CNBC's Brennan: Early Easter Likely to Boost Retailers' March Sales
An early Easter is expected to boost retailers' March sales this year but could cut into April results, CNBC's Margaret Brennan reports.
Consumers are expected to spend $14 billion on holiday-related items and spring apparel this year, or an average $135 per person, which is up 11% from a year earlier, according to the National Retail Federation.
Spring Break is also helping. With the Easter holiday falling sooner on the calendar this year, school vacations are also earlier. Those events are bringing out recreational shoppers and generating sales of full-priced spring and summer weather apparel. Brennan says.
Buying that usually happens in April happened in March this year. The International Council of Shopping Centers reports that year over year, March sales of apparel and accessories sales picked up.
“March is going to be the biggest month in the quarter from a volume standpoint because of the shift earlier,” according to CIBC’s Retail Director Dorothy Lakner.
CIBC is bullish on the teen sector in particular retailers like Zumiez and American Eagle. Lakner is also betting that parents shop at children’s retailers like Gymboree (CIBC is overweight the stock) in order to buy their kids new Easter outfits and family vacation garb.
Shoppers between the ages of 25-34 will spend the most money at $147 each. That demographic will spend $3 per person more than buyers in the 45-54 year old group. Wall Street will find out just where that money was spent when retailers report same-store sales next week.

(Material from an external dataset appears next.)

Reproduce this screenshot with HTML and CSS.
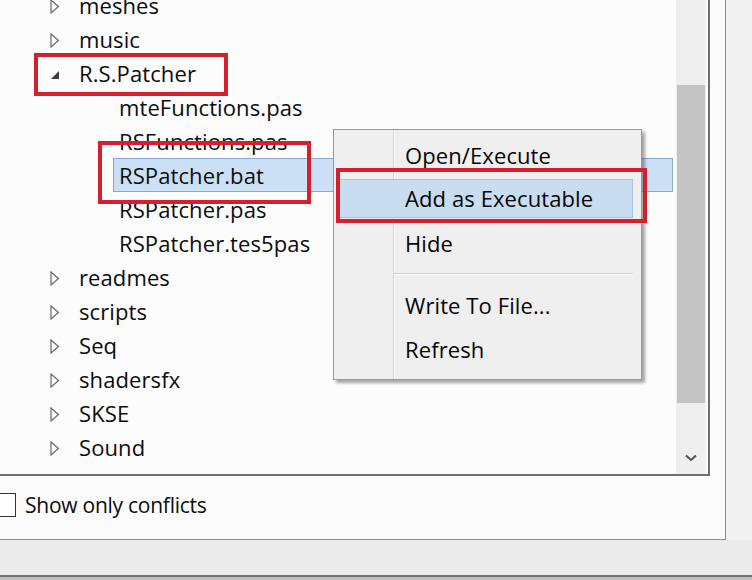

Citigroup analyst Deborah Weinswig expects the strongest comparative same-store sales will come from high-end retailers.
“Saks will lead the charge we’re expecting a 10-12% same store sales figure out of them,” says Weinswig.
Weinswig says that across the board, the retailers she follows are seeing stronger sales than expected thanks to the earlier Easter and Spring breaks. She also says that the fashion cycle shift in terms of color and style is also fueling apparel sales.
So far Weinswig says the cracks in the subprime mortgage market and fluctuations in gas prices have not slowed traffic or sales at apparel retailers.
But what is good news for March thanks to Easter, will come at a loss of sales for April.
“Retailers could see big disparities between the guidance for March and April’s guidance,” Weisenweig said. Despite March’s strength, Weisenweig expects to see a selloff in retail stocks next Thursday when retailers report same store sales.
“Retailers will be very conservative in guidance fo the month of April.” she said.